Mais ce désaccord engendré par des contours flous du cadre juridique concernant l’évaluation des besoins produit des discriminations en chaîne.
Les élèves concernés se retrouvent plongés dans un environnement inadapté à leur handicap ce qui provoque du stress, de la souffrance, de l’épuisement et par conséquent une disposition moindre pour les apprentissages scolaires. Les personnels municipaux se retrouvent à gérer des missions pour lesquelles ils ne sont pas formés et qui s’additionnent par la force des choses à leurs tâches habituelles. Ils tentent coûte que coûte de palier les manques et voient leurs conditions de travail se dégrader. Ainsi, ce sont tous les élèves qui finissent par bénéficier d’une qualité d’accueil dégradée.
Une logique d’exclusion qui s’affirme
La ville d’Aubagne, bien que bénéficiant du label « Ville amie des enfants » et donc partenaire d’UNICEF France grâce à son « engagement politique pour une meilleure application des droits de l’enfant sur son territoire », adopte une position pour le moins discutable si ce n’est désastreuse du point de vue du droit des enfants en situation de handicap.
Constatant que les services de l’Etat ne fournissent pas les moyens qu’ils estiment nécessaires à un accueil décent de tous les élèves, les services municipaux adoptent une logique d’exclusion de plus en plus explicite. On retarde l’inscription à la cantine des élèves en situation de handicap en conditionnant celle-ci à un accord préalable de la Ville (accord concernant uniquement les enfants en situation de handicap). Puis on téléphone aux parents des élèves en situation de handicap en les invitant à ne pas mettre leur enfant à la cantine car il n’y a pas d’accompagnement prévu. Et on finit par réécrire le règlement intérieur des accueils municipaux périscolaires pour y insérer ceci :
« La Ville d’Aubagne accueille les enfants en situation de handicap, après une analyse objective et individualisée de l’aptitude ou non de l’enfant à participer aux activités proposées, en toute sécurité pour eux et pour les autres enfants. Au besoin, une journée test permettra d’évaluer les aptitudes de l’enfant à la vie en collectivité. Ne pourront être inscrits les enfants dont le handicap est incompatible avec les activités proposées et ce, malgré des aménagements raisonnables sur le temps d’accueil. »

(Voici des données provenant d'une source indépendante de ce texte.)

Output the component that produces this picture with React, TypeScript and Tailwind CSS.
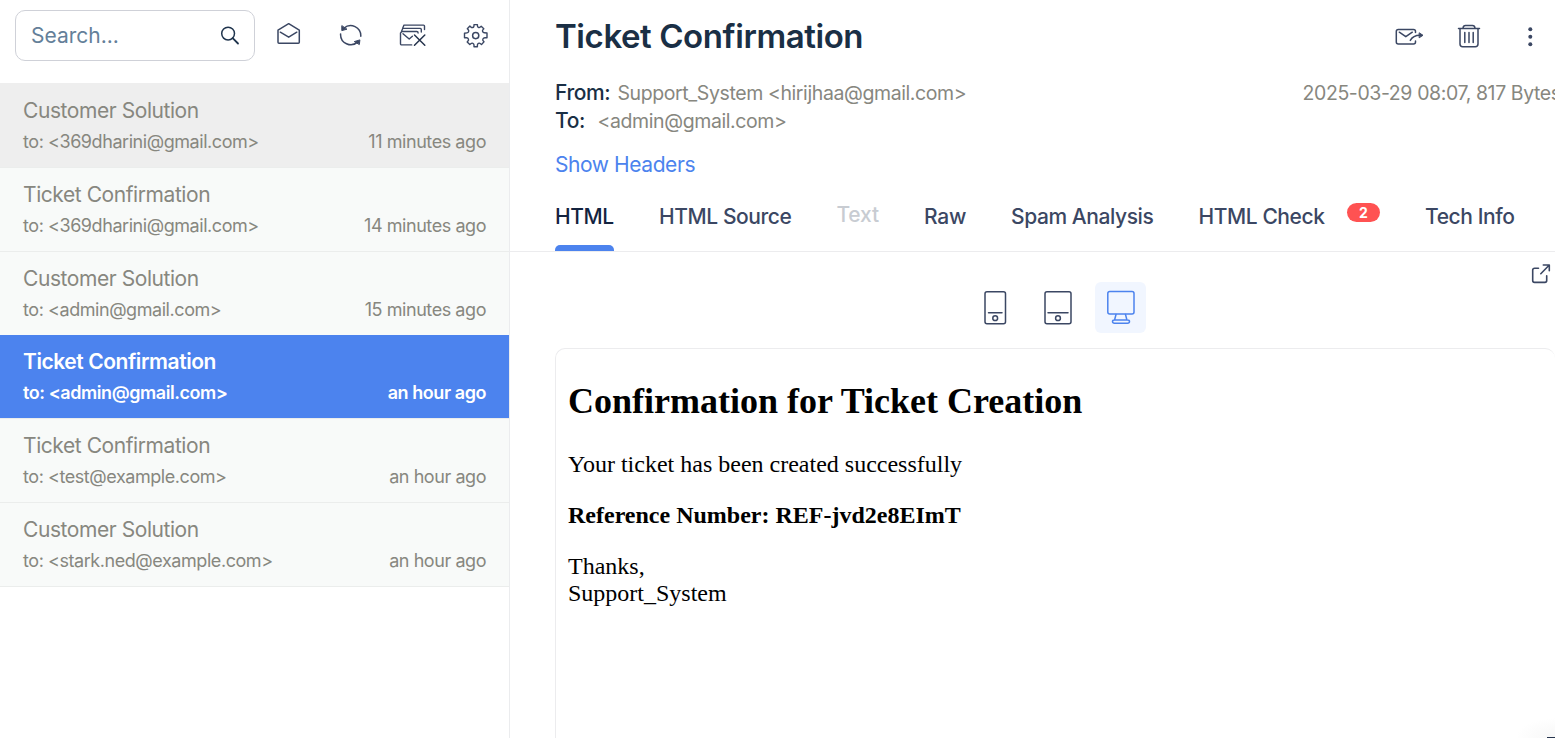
import React from "react";

type Mail = { subject: string; to: string; time: string; tone: "hover" | "normal" | "active" };

const mails: Mail[] = [
  { subject: "Customer Solution", to: "<369dharini@gmail.com>", time: "11 minutes ago", tone: "hover" },
  { subject: "Ticket Confirmation", to: "<369dharini@gmail.com>", time: "14 minutes ago", tone: "normal" },
  { subject: "Customer Solution", to: "<admin@gmail.com>", time: "15 minutes ago", tone: "normal" },
  { subject: "Ticket Confirmation", to: "<admin@gmail.com>", time: "an hour ago", tone: "active" },
  { subject: "Ticket Confirmation", to: "<test@example.com>", time: "an hour ago", tone: "normal" },
  { subject: "Customer Solution", to: "<stark.ned@example.com>", time: "an hour ago", tone: "normal" },
];

const tones = {
  hover: "bg-[#eeeeee] border-[#eeeeee] text-[#87877f] pt-[11px]",
  normal: "bg-[#f8faf9] border-[#ebedec] text-[#87877f] pt-[11px]",
  active: "bg-[#4c83ee] border-[#4c83ee] text-white font-semibold pt-[10px]",
};

function Icon({ w, h, className = "", children }: { w: number; h: number; className?: string; children: React.ReactNode }) {
  return (
    <svg width={w} height={h} viewBox={`0 0 ${w} ${h}`} fill="none" stroke="currentColor" strokeWidth="1.5" strokeLinecap="round" strokeLinejoin="round" className={`shrink-0 ${className}`}>
      {children}
    </svg>
  );
}

function Toolbar() {
  return (
    <div className="flex h-[83.25px] shrink-0 items-start pl-[15px] pt-[10px] text-[#3b4763]">
      <div className="flex h-[51px] w-[240px] items-center justify-between rounded-[10px] border border-[#cfd1d8] pl-[15px] pr-[14px]">
        <span className="text-[21px] leading-[30px] text-[#647f99]">Search...</span>
        <Icon w={20} h={20} className="text-[#1f344d]">
          <circle cx="8.1" cy="7.6" r="6.4" />
          <path d="M12.7 12.2 18 17.5" strokeWidth="1.8" />
        </Icon>
      </div>
      <Icon w={24} h={24} className="ml-[22px] mt-[12px]">
        <path d="M1 8.2 11.7 1.7 22.3 8.2V20.3q0 1-1 1H2q-1 0-1-1z" />
        <path d="M3.3 10.2 11.7 15.2l8.1-5" />
      </Icon>
      <Icon w={24} h={24} className="ml-[38px] mt-[12.5px]">
        <path d="M5 5.1A10.2 10.2 0 0 1 21.8 13.2M18.8 18.9A10.2 10.2 0 0 1 1.6 10.9" />
        <path d="M2.8 3 2.8 7.6 7.6 6.3z M20.4 21.2 20.9 16.9 15.6 18.5z" fill="currentColor" strokeWidth="1" />
      </Icon>
      <Icon w={28} h={24} className="ml-[36px] mt-[12.5px]">
        <g strokeWidth="1.4">
          <path d="M3.7 5.2 5 2.1H24.5q1 0 1 1V6.5" />
          <path d="M2.5 8.4 3.7 5.4H21.3q1 0 1 1V9" />
          <path d="M12.7 21.9H2.7q-1.2 0-1.2-1.2V9.9L3 8.5H17.8q1.3 0 1.3 1.6" />
          <path d="M4 10.7 10.2 16 13.4 13.2" />
        </g>
        <path d="M15.5 12 25.8 22.2M25.8 12 15.5 22.2" stroke="#26344d" />
      </Icon>
      <Icon w={26} h={26} className="ml-[36px] mt-[12.5px]">
        <path d="M10.3 4.4Q11 3.8 11 2.5V1.6H14.4V2.5Q14.4 3.8 15.3 4.3 16.4 4.8 17.3 4L18.2 3.2 20.8 5.7 20 6.6Q19.2 7.6 19.6 8.6 20.1 9.8 21.3 9.8L24 10V14.7H21.9Q20.5 14.8 19.9 16 19.4 17.2 20.3 18.1L21 18.8 18.5 21.6 17.5 20.7Q16.5 19.8 15.4 20.3 14.4 20.8 14.4 22V23.7H11V22Q11 20.8 9.9 20.3 8.8 19.8 7.8 20.7L6.8 21.6 4.2 18.9 5 18Q5.9 17 5.4 16 5 14.7 3.6 14.7H1.5V10.2L4 9.9Q5.2 9.8 5.6 8.6 6 7.5 5.1 6.5L4.3 5.7 6.9 3.1 7.8 3.9Q8.9 4.9 10.3 4.4Z" strokeWidth="1.4" />
        <circle cx="12.7" cy="12.6" r="3.1" />
      </Icon>
    </div>
  );
}

function MailRow({ mail }: { mail: Mail }) {
  return (
    <div className={`h-[83.75px] shrink-0 border-t px-[23px] ${tones[mail.tone]}`}>
      <div className="text-[21px] leading-[31px] tracking-[-0.43px]">{mail.subject}</div>
      <div className="flex justify-between text-[18px] leading-[31px] tracking-[-0.44px]">
        <span>to: {mail.to}</span>
        <span>{mail.time}</span>
      </div>
    </div>
  );
}

function Tabs() {
  return (
    <nav className="flex h-[60px] shrink-0 items-stretch border-b border-[#ececee] pl-[45px] text-[21px] font-medium leading-[50px] tracking-[-0.42px] text-[#3b4763]">
      <div className="flex w-[59px] flex-col justify-between text-[#13233f]">
        <span>HTML</span>
        <span className="h-[6px] rounded-t-[5px] bg-[#4c83ee]" />
      </div>
      <span className="ml-[45px] w-[177.5px]">HTML Source</span>
      <span className="w-[87.5px] leading-[46px] tracking-[-0.2px] text-[#c8ccd2]">Text</span>
      <span className="w-[87px] tracking-[-0.2px]">Raw</span>
      <span className="w-[187.5px]">Spam Analysis</span>
      <span className="w-[148.5px]">HTML Check</span>
      <span className="mt-[11px] flex h-[19px] w-[33px] items-center justify-center rounded-full bg-[#ff5252] text-[14px] font-bold leading-[19px] tracking-normal text-white">2</span>
      <span className="ml-[45px] whitespace-nowrap">Tech Info</span>
    </nav>
  );
}

function Header() {
  return (
    <header className="flex h-[192px] shrink-0 flex-col pl-[45px]">
      <div className="flex h-[73px] items-center justify-between text-[#3b4763]">
        <h1 className="-mt-[2px] text-[33px] font-semibold leading-[48px] tracking-[-0.42px] text-[#1a2f45]">Ticket Confirmation</h1>
        <div className="flex items-center pr-[20px]">
          <Icon w={30} h={22}>
            <path d="M20.5 6.5V5.5q0-2-2-2H3.3q-2 0-2 2V16q0 2 2 2H18.5q2 0 2-2V15" />
            <path d="M4.3 6.2 10.8 10.7 17.3 6.2" />
            <path d="M15.3 14.4Q18 9.3 25 9.3" />
            <path d="M24.5 7 28 9.3 24.5 11.6z" fill="currentColor" strokeWidth="1" />
          </Icon>
          <Icon w={24} h={26} className="-mt-[1px] ml-[32px]">
            <path d="M1.5 5.5H22.5M6 5Q6.3 2.5 8.5 2.5h7Q17.7 2.5 18 5M3 6V21q0 2.7 2.7 2.7H18.3Q21 23.7 21 21V6" />
            <path d="M7.8 9.5V19.5M12 9.5V19.5M16.2 9.5V19.5" />
          </Icon>
          <Icon w={10} h={22} className="-mt-[1px] ml-[44px]">
            <g fill="currentColor" stroke="none">
              <circle cx="5.3" cy="4.2" r="2" />
              <circle cx="5.3" cy="11.7" r="2" />
              <circle cx="5.3" cy="19.2" r="2" />
            </g>
          </Icon>
        </div>
      </div>
      <div className="flex items-start justify-between pt-[6px] text-[19.5px] leading-[28px] tracking-[-0.4px] text-[#87877f]">
        <div>
          <div className="flex">
            <b className="w-[62.5px] text-[21px] font-medium text-[#1a2f45]">From:</b>
            <span>Support_System &lt;hirijhaa@gmail.com&gt;</span>
          </div>
          <div className="flex">
            <b className="w-[42.5px] text-[21px] font-medium text-[#1a2f45]">To:</b>
            <span>&lt;admin@gmail.com&gt;</span>
          </div>
        </div>
        <div className="w-[252.5px] whitespace-nowrap">2025-03-29 08:07, 817 Bytes</div>
      </div>
      <a className="mt-[14px] text-[21px] leading-[32px] tracking-[-0.42px] text-[#4c83ee]">Show Headers</a>
    </header>
  );
}

function DeviceBar() {
  return (
    <div className="flex h-[95px] shrink-0 justify-end text-[#3b4763]">
      <div className="mt-[30px] flex h-[51px] items-center">
        <Icon w={24} h={36}>
          <rect x="2" y="1.8" width="20.5" height="32" rx="2" />
          <path d="M5.5 22.8H19" />
          <circle cx="12.2" cy="28.2" r="2.4" />
        </Icon>
        <Icon w={30} h={36} className="ml-[36px]">
          <rect x="2" y="1.8" width="26" height="32" rx="2" />
          <path d="M5 22.8H25" />
          <circle cx="15" cy="28.2" r="2.4" />
        </Icon>
        <span className="ml-[22px] flex h-[51px] w-[51px] items-center justify-center rounded-[6px] bg-[#f1f6ff] text-[#4c83ee]">
          <Icon w={30} h={36}>
            <rect x="1.8" y="1.5" width="26.2" height="22.5" rx="2" />
            <path d="M10 24.5 8.7 29.5M19.5 24.5 20.8 29.5M8.5 30H21.5q2 0 2 1.6t-2 1.6h-13q-2 0-2-1.6t2-1.6z" />
          </Icon>
        </span>
      </div>
      <Icon w={22} h={22} className="ml-[384px] mr-[3px] mt-[11px]">
        <path d="M8.5 5.3H4.7Q2.7 5.3 2.7 7.1V17.6Q2.7 19.4 4.5 19.4H14.9Q16.7 19.4 16.7 17.6V12.8" strokeWidth="1.6" />
        <path d="M10.8 10.7 19.3 2M13.3 2H19.3V7.8" strokeWidth="1.6" />
      </Icon>
    </div>
  );
}

export default function App() {
  return (
    <main className="flex h-[738px] w-[1555px] overflow-hidden bg-white font-['Inter',sans-serif]">
      <aside className="flex w-[510px] shrink-0 flex-col border-r border-[#ebecee]">
        <Toolbar />
        {mails.map((mail, i) => (
          <MailRow key={i} mail={mail} />
        ))}
        <div className="border-t border-[#ebedec]" />
      </aside>
      <section className="relative flex w-[1045px] flex-col">
        <Header />
        <Tabs />
        <DeviceBar />
        <div className="ml-[45px] mt-[1px] grow overflow-hidden rounded-t-[10px] border border-b-0 border-r-0 border-[#ececee] pl-[12px] pt-[31px] font-['Liberation_Serif',serif] text-[24px] leading-[27px] text-black">
          <h2 className="text-[36px] font-bold leading-[42px]">Confirmation for Ticket Creation</h2>
          <p className="mt-[29px]">Your ticket has been created successfully</p>
          <p className="mt-[24px] font-bold">Reference Number: REF-jvd2e8EImT</p>
          <p className="mt-[24px]">
            Thanks,
            <br />
            Support_System
          </p>
        </div>
        <div className="absolute bottom-0 right-0 h-[20px] w-[40px] bg-[radial-gradient(ellipse_at_bottom_right,#f7f7f7,#ffffff00_70%)]" />
        <div className="absolute bottom-0 right-0 h-[1px] w-[8px] bg-[#26344d]" />
      </section>
    </main>
  );
}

Voilà ce qui bafoue l’esprit et la lettre de toute une jurisprudence légale et éthique. On y voit maltraitées, entre autres, la loi de 2005 (qui garantir on ne peut plus clairement une « accessibilité universelle »), le Code de l’Education (qui affirme dans son article L131-13 que « l'inscription à la cantine des écoles primaires, lorsque ce service existe, est un droit pour tous les enfants scolarisés »), de multiples préconisations de la défenseure des droits et évidemment les engagements pris auprès de l’UNICEF.
On voit donc ici comment la loi Vial, en ne prenant pas en compte les deux mises en garde de la défenseure des droits, crée les conditions de discriminations en série. Mais les deux acteurs principaux de cet épisode n’en sont pas moins responsables du rôle qu’ils y jouent. L’Education Nationale tout d’abord, en profitant de l’absence d’un cadre juridique clair dans la loi Vial, trop heureuse de pouvoir ignorer les préconisations de la MDPH et adapter les besoins supposés des élèves à son propre budget. Puis, la mairie, rejetant toute la responsabilité sur l’Etat, ce mauvais gestionnaire qui laisse nos élèves sans ce à quoi ils ont droit, et qui n’aurait d’autre choix que l’exclusion dans un souci sécuritaire. Pour cela, elle s’engouffre dans le trou laissé par l’absence de la prise en charge de l’accompagnement sur tous les temps périscolaires au profit du seul temps de cantine (le règlement d’accueil joue sur l’ambigüe distinction entre le temps cantine et les autres temps périscolaires) et s’appuie sur les préconisations de la MDPH, instrumentalisant à son tour l’absence d’un cadre d’évaluation des besoins clair.
Instrumentaliser est le bon terme ici car l’usage qui est fait des préconisations de la MDPH est celui d’éventuelles exclusions et cela va totalement à l’encontre de ce pour quoi les MDPH ont été créées.
Car ce qu’il faut affirmer haut et fort ici, c’est que ces deux acteurs ont beau s’accuser mutuellement, se cacher derrière un texte de loi mal fichu, ils font chacun leur part dans cette entreprise de discrimination.
Et cette situation est d’autant plus révoltante que peu surprenante. Cette loi Vial a créé les conditions de ces discriminations en série. Conjuguée au contexte austéritaire et à une hégémonie validiste, elle a rendu celles-là inévitables.
L’école inclusive ne peut être un gadget de communication ou une variable d’ajustement économique mais doit devenir une réalité effective. Les droits élémentaires des élèves en situation de handicap doivent être respectés. 20 ans après la loi de 2005, il serait enfin temps.